Stopped at this stage in Birmingham, the Malaysian went all the way in Basel, and is now ready to take the Japanese crown.
His match against Shon of Korea was quite a good challenge and a good warming up for today’s final. Changing the pace of the game while in danger – he was trailing during the first part of the second game - Hashim proved to be very fit, lightfooted at all times. “I feel very confident with my game since the Korea Open. I still consider myself as an underdog so that I don’t feel pressure, and I just go out and give my best on court,” said Hashim.
Now world number three, Hashim didn’t expect to be reaching his goal so early in the season. “I just wanted to stay in the top ten until the world championships. I have been practising very hard in Malaysia, and the kind of training suits me very well. We learn to play different styles to be able to change our game depending on our opponents,” added the 25-year-old Malaysian.
And he will need to change the pace of the game in the final, where he is to meet a very impressive Lee Hyun Il. The Korean made very few errors and played an almost perfect game against Chen Hong of China. He had the defence that Peter Gade was missing in the previous round, but he also had the energy to keep the Chinese running. “I tried to make him visit the four corners and prevented him to smash too often,” said a delighted Lee, whose world ranking will probably improve a lot in the near future. Both men had met earlier on this year in the Korea Open, where Lee had beaten Hashim.
In the women’s singles, only one girl could prevent the Chinese from ruling again in this event. Kaori Mori, Japan’s last hope for a medal had all the support she needed against Zhou Mi of China. And this support almost worked as the short Japanese girl did quite well in bothering the tall Chinese. She put her threat to execution when she had warned that she was going to make the Chinese play long rallies. This tactic had worked against world number 4 Andrievskaya and Chen Wang of Hong Kong…

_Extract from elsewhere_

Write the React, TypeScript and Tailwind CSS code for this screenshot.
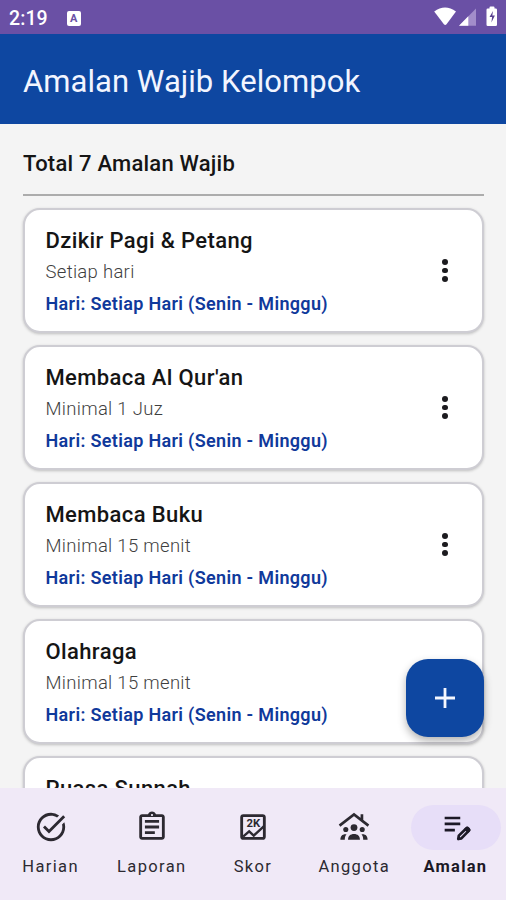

In the first game, the Chinese took some time to get used to Mori’s game, made of quick jumps and smart cross court defences. Zhou led 7/3 in the first game, but thanks to her pugnacity and strong will, Mori managed to get back even 9/9. A few times, she fooled Zhou at the net, pretending she was going for the kill and held back her stroke at the last minute for a drop shot winner. The crowd was delighted. Mori saved three game points on inspired deception shots to prevent her opponent from taking the attack. “I tried to get the shuttle away from her because she had such a wide reach and powerful smash,” said Mori.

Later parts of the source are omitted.